The 2 scenarios below illustrate how the varying initial capital outlay affects our Return On Investment (ROI).

Scenario 1: Captial Appreciation of $100,000. 

 1. $200k down payment.

Interest for the first month is about $1.1k out of the $2.3k monthly mortgage. Interest drops to $965 at the end of the 5th year. Total interest is about $62k over the 5 years. Total principal paid over the 5 years is $75k.

ROI = ($100k – $62k) / ($200k + $62k + $75k) = 11.3% over 5 years

 

2. $200k + $50k = $250k down payment.

Interest for the first month is about $1.008k out of the $2.088k monthly mortgage. Interest drops to $885 at the end of the 5th year. Total interest is about $56.8k over the 5 years. Total principal paid over the 5 years is $68.4k.

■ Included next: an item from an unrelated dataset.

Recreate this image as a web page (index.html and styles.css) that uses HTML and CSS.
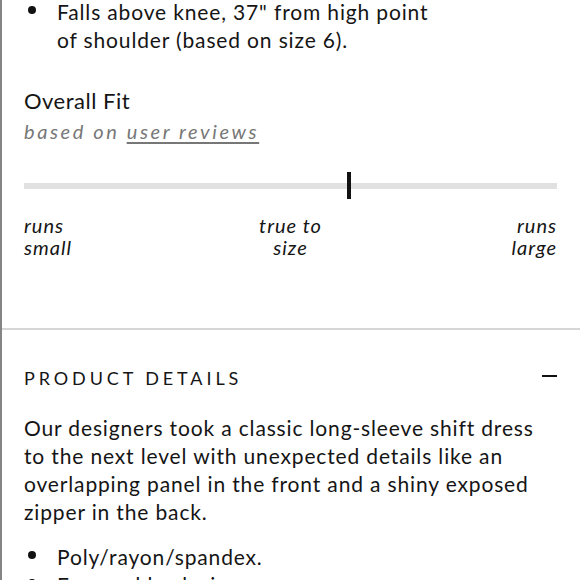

ROI = ($100k – $56.8) / ($200k + $50k + $56.8k + $68.4k) = 11.5% over 5 years

 

Here the ROI, albeit slightly, tells us that it’s better to pay off more loan.

 

Scenario 2: Captial Appreciation of $150,000. 

1. $200k down payment.

ROI = ($150k – $62k) / ($200k + $62k + $75k) = 26.1% over 5 years

2. $200k + $50k = $250k down payment.

ROI = ($150k – $56.8) / ($200k + $50k + $56.8k + $68.4k) = 24.8% over 5 years

 

Here the ROI tells us that it’s better to pay off less loan.

 

Seems that whether paying more is better or not depends on the time frame we are staying and the market that will determine our capital gain. Challenge is that usually it is unlikely for us to pinpoint our exact plan in the future.

 

Better Way To Look At It

So it is more advisable to examine the entire system instead of just on the property we are staying. For instance, for the first example of $100k capital gain, assuming now we have additional $50k at our disposal, we can potentially have 2 options.

1. Pay off more loan resulting in better ROI of 11.5% (vs 11.3% if we pay off less loan).

2. Leave the $50k in the CPF or if its cash we can invest in low risk investments first while we save for an investment property. For example, if we just leave the $50k in CPF and get 2.5% return compounded for 5 years, that will give us $6570 return at the end of the 5 years.

ROI of the whole plan = ($100k – $62k + $6570) / ($200k + $62k + $75k +$50k) = 11.5%

 

The second option ROI actually match the first option ROI. But it gives us the future option to invest in another property early, rather than having the cash/CPF tied in the first property.

 

*Note the calculation is just an estimate for illustration purposes.

 

Depending on individual circumstances, they will call for different solutions. The above examples are not rules but rather they aim to help to open your mind when exploring your options, to help you make a better decision.